## Exercise objective
Every record must be transcribed in its entirety, apart from the images, which are to be omitted.

** start **

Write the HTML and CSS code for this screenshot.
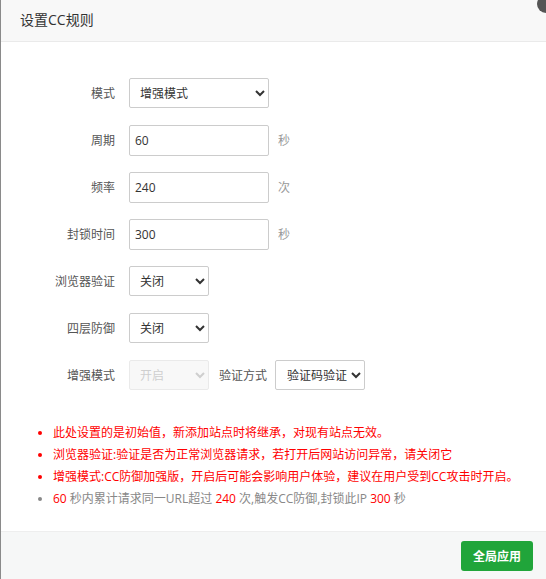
FILE: index.html
```html
<!DOCTYPE html>
<html lang="zh-CN">
<head>
    <meta charset="UTF-8">
    <title>设置CC规则</title>
    <link rel="stylesheet" href="styles.css">
</head>
<body>
    <div class="layer">
        <div class="layer-title">设置CC规则</div>
        <span class="layer-close"></span>

        <div class="layer-content">
            <div class="form">
                <div class="line">
                    <span class="tname">模式</span>
                    <select class="bt-select w140">
                        <option>增强模式</option>
                    </select>
                </div>
                <div class="line">
                    <span class="tname">周期</span>
                    <input class="bt-input w140" type="text" value="60">
                    <span class="unit">秒</span>
                </div>
                <div class="line">
                    <span class="tname">频率</span>
                    <input class="bt-input w140" type="text" value="240">
                    <span class="unit">次</span>
                </div>
                <div class="line">
                    <span class="tname">封锁时间</span>
                    <input class="bt-input w140" type="text" value="300">
                    <span class="unit">秒</span>
                </div>
                <div class="line">
                    <span class="tname">浏览器验证</span>
                    <select class="bt-select w80">
                        <option>关闭</option>
                    </select>
                </div>
                <div class="line">
                    <span class="tname">四层防御</span>
                    <select class="bt-select w80">
                        <option>关闭</option>
                    </select>
                </div>
                <div class="line">
                    <span class="tname">增强模式</span>
                    <select class="bt-select w80" disabled>
                        <option>开启</option>
                    </select>
                    <span class="sub-label">验证方式</span>
                    <select class="bt-select w90">
                        <option>验证码验证</option>
                    </select>
                </div>
            </div>

            <ul class="help">
                <li class="red">此处设置的是初始值，新添加站点时将继承，对现有站点无效。</li>
                <li class="red">浏览器验证:验证是否为正常浏览器请求，若打开后网站访问异常，请关闭它</li>
                <li class="red">增强模式:CC防御加强版，开启后可能会影响用户体验，建议在用户受到CC攻击时开启。</li>
                <li><span class="num">60</span> 秒内累计请求同一URL超过 <span class="num">240</span> 次,触发CC防御,封锁此IP <span class="num">300</span> 秒</li>
            </ul>
        </div>

        <div class="layer-btns">
            <button class="btn-success">全局应用</button>
        </div>
    </div>
</body>
</html>
```

FILE: styles.css
```css
body {
    margin: 0;
    padding: 0;
    font-family: "Open Sans", "Noto Sans CJK SC", sans-serif;
    font-size: 12px;
    color: #333;
    background: #fff;
}
.layer {
    position: relative;
    width: 545px;
    height: 579px;
    border-left: 1px solid #8a8a8a;
    display: flex;
    flex-direction: column;
    overflow: hidden;
}
.layer-title {
    height: 41px;
    line-height: 40px;
    padding-left: 19px;
    font-size: 14px;
    color: #333;
    background: #f8f8f8;
    border-bottom: 1px solid #eaeaea;
}
.layer-close {
    position: absolute;
    top: -5px;
    right: -9px;
    width: 18px;
    height: 18px;
    border-radius: 50%;
    background: #555;
}
.layer-content {
    flex: 1;
    padding: 35px 0 0 0;
}
.form {
    display: flex;
    flex-direction: column;
    gap: 15px;
}
.line {
    display: flex;
    align-items: center;
    height: 32px;
}
.tname {
    width: 114px;
    padding-right: 14px;
    text-align: right;
    color: #555;
}
.bt-input {
    box-sizing: border-box;
    height: 31px;
    padding: 0 5px;
    border: 1px solid #ccc;
    border-radius: 2px;
    font-family: inherit;
    font-size: 12px;
    color: #333;
    outline: none;
}
.bt-select {
    box-sizing: border-box;
    height: 30px;
    padding: 0 6px;
    border: 1px solid #ccc;
    border-radius: 2px;
    background: #fff;
    font-family: inherit;
    font-size: 12px;
    color: #333;
}
.bt-select:disabled {
    background: #f6f6f6;
    color: #bbb;
    border-color: #e2e2e2;
}
.w140 {
    width: 140px;
}
.w80 {
    width: 80px;
}
.w90 {
    width: 90px;
    padding: 0 0 0 7px;
}
.unit {
    margin-left: 9px;
    color: #999;
}
.sub-label {
    margin: 0 8px 0 10px;
    color: #555;
}
.help {
    margin: 31px 0 0 0;
    padding-left: 52px;
    color: #888;
}
.help li {
    line-height: 22px;
}
.help li.red {
    color: #f00;
}
.help .num {
    color: #f00;
}
.layer-btns {
    height: 48px;
    box-sizing: border-box;
    display: flex;
    justify-content: flex-end;
    align-items: center;
    padding-right: 13px;
    background: #f6f7f7;
    border-top: 1px solid #eee;
}
.btn-success {
    width: 72px;
    height: 30px;
    border: none;
    border-radius: 3px;
    background: #20a53a;
    color: #fff;
    font-family: inherit;
    font-size: 12px;
    font-weight: bold;
    cursor: pointer;
}
```
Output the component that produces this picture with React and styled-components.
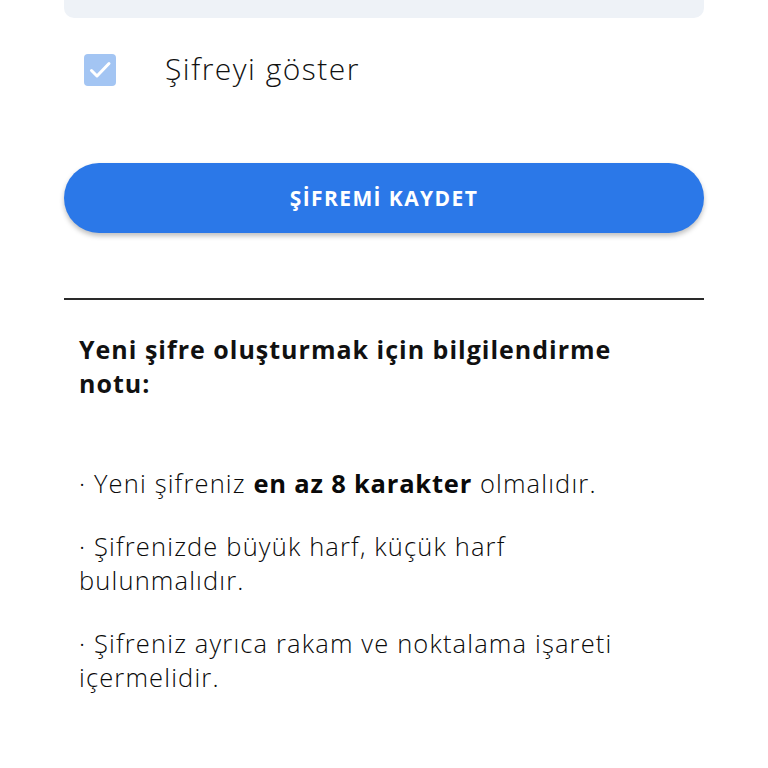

** end **

## Response to the task
Write the HTML and CSS code for this screenshot.
FILE: index.html
```html
<!DOCTYPE html>
<html lang="zh-CN">
<head>
    <meta charset="UTF-8">
    <title>设置CC规则</title>
    <link rel="stylesheet" href="styles.css">
</head>
<body>
    <div class="layer">
        <div class="layer-title">设置CC规则</div>
        <span class="layer-close"></span>

        <div class="layer-content">
            <div class="form">
                <div class="line">
                    <span class="tname">模式</span>
                    <select class="bt-select w140">
                        <option>增强模式</option>
                    </select>
                </div>
                <div class="line">
                    <span class="tname">周期</span>
                    <input class="bt-input w140" type="text" value="60">
                    <span class="unit">秒</span>
                </div>
                <div class="line">
                    <span class="tname">频率</span>
                    <input class="bt-input w140" type="text" value="240">
                    <span class="unit">次</span>
                </div>
                <div class="line">
                    <span class="tname">封锁时间</span>
                    <input class="bt-input w140" type="text" value="300">
                    <span class="unit">秒</span>
                </div>
                <div class="line">
                    <span class="tname">浏览器验证</span>
                    <select class="bt-select w80">
                        <option>关闭</option>
                    </select>
                </div>
                <div class="line">
                    <span class="tname">四层防御</span>
                    <select class="bt-select w80">
                        <option>关闭</option>
                    </select>
                </div>
                <div class="line">
                    <span class="tname">增强模式</span>
                    <select class="bt-select w80" disabled>
                        <option>开启</option>
                    </select>
                    <span class="sub-label">验证方式</span>
                    <select class="bt-select w90">
                        <option>验证码验证</option>
                    </select>
                </div>
            </div>

            <ul class="help">
                <li class="red">此处设置的是初始值，新添加站点时将继承，对现有站点无效。</li>
                <li class="red">浏览器验证:验证是否为正常浏览器请求，若打开后网站访问异常，请关闭它</li>
                <li class="red">增强模式:CC防御加强版，开启后可能会影响用户体验，建议在用户受到CC攻击时开启。</li>
                <li><span class="num">60</span> 秒内累计请求同一URL超过 <span class="num">240</span> 次,触发CC防御,封锁此IP <span class="num">300</span> 秒</li>
            </ul>
        </div>

        <div class="layer-btns">
            <button class="btn-success">全局应用</button>
        </div>
    </div>
</body>
</html>
```

FILE: styles.css
```css
body {
    margin: 0;
    padding: 0;
    font-family: "Open Sans", "Noto Sans CJK SC", sans-serif;
    font-size: 12px;
    color: #333;
    background: #fff;
}
.layer {
    position: relative;
    width: 545px;
    height: 579px;
    border-left: 1px solid #8a8a8a;
    display: flex;
    flex-direction: column;
    overflow: hidden;
}
.layer-title {
    height: 41px;
    line-height: 40px;
    padding-left: 19px;
    font-size: 14px;
    color: #333;
    background: #f8f8f8;
    border-bottom: 1px solid #eaeaea;
}
.layer-close {
    position: absolute;
    top: -5px;
    right: -9px;
    width: 18px;
    height: 18px;
    border-radius: 50%;
    background: #555;
}
.layer-content {
    flex: 1;
    padding: 35px 0 0 0;
}
.form {
    display: flex;
    flex-direction: column;
    gap: 15px;
}
.line {
    display: flex;
    align-items: center;
    height: 32px;
}
.tname {
    width: 114px;
    padding-right: 14px;
    text-align: right;
    color: #555;
}
.bt-input {
    box-sizing: border-box;
    height: 31px;
    padding: 0 5px;
    border: 1px solid #ccc;
    border-radius: 2px;
    font-family: inherit;
    font-size: 12px;
    color: #333;
    outline: none;
}
.bt-select {
    box-sizing: border-box;
    height: 30px;
    padding: 0 6px;
    border: 1px solid #ccc;
    border-radius: 2px;
    background: #fff;
    font-family: inherit;
    font-size: 12px;
    color: #333;
}
.bt-select:disabled {
    background: #f6f6f6;
    color: #bbb;
    border-color: #e2e2e2;
}
.w140 {
    width: 140px;
}
.w80 {
    width: 80px;
}
.w90 {
    width: 90px;
    padding: 0 0 0 7px;
}
.unit {
    margin-left: 9px;
    color: #999;
}
.sub-label {
    margin: 0 8px 0 10px;
    color: #555;
}
.help {
    margin: 31px 0 0 0;
    padding-left: 52px;
    color: #888;
}
.help li {
    line-height: 22px;
}
.help li.red {
    color: #f00;
}
.help .num {
    color: #f00;
}
.layer-btns {
    height: 48px;
    box-sizing: border-box;
    display: flex;
    justify-content: flex-end;
    align-items: center;
    padding-right: 13px;
    background: #f6f7f7;
    border-top: 1px solid #eee;
}
.btn-success {
    width: 72px;
    height: 30px;
    border: none;
    border-radius: 3px;
    background: #20a53a;
    color: #fff;
    font-family: inherit;
    font-size: 12px;
    font-weight: bold;
    cursor: pointer;
}
```
Output the component that produces this picture with React and styled-components.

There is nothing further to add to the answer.